In the second time in about a month, a court has ruled that social workers can be held responsible for failing to protect children under their watch from abuse.
The Colorado Court of Appeals last week ruled that Adams County social workers aren’t protected by the state’s governmental immunity law because they acted “recklessly” in a case involving three siblings who had a history of incest, according to The Denver Post.
The case involves a lawsuit filed by the siblings against Adams County who said social workers failed to protect them from abuse in the home of their biological mother and later in foster care, and that workers deceived their adoptive parents about the extent of their problems.
A couple that adopted the children when they were 9, 6, and 3 in 2002 lost a lawsuit that claimed their marriage failed under the stress caused by the children’s emotional problems.
In a written opinion, the appellate court found it “conscious shocking” that a social worker supported the adoption of the siblings as a group and failed to prepare the adoptive parents to deal with the emotional needs of the children, which the court said put the children at serious risk of harm.
Adams County Attorney Hal Warren declined to comment on the merits of the claims because the case is heading to trial.
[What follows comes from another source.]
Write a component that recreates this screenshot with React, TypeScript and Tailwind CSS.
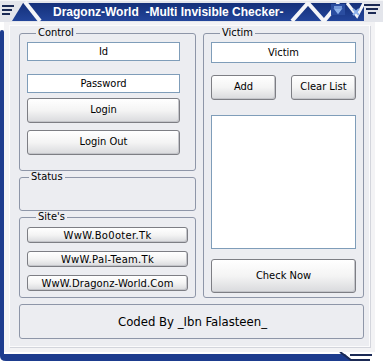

Warren is reviewing the court’s ruling to decide whether an appeal to the state Supreme Court is possible.
Jordan Factor, one of the siblings’ lawyers in the Adams County case, said he hopes the rulings will improve the quality of care for children.
“Each circumstance is a little different, and this adds to the mix of circumstances in which the courts consistently say that children in the custody of the state of Colorado have a right to be kept safe from harm,” he said. “It is a case that has an opportunity to do real justice.”
Last month, a federal judge ruled that social workers in Denver were not immune from a lawsuit in the case of 7-year-old Chandler Grafner, who was starved to death by his foster parents in May 2007. In that case, the judge noted the neglect of Chandler by social services was also conscious shocking and that a complaint of child abuse made by a teacher’s aide a month before his death was not thoroughly investigated by Denver Human Services.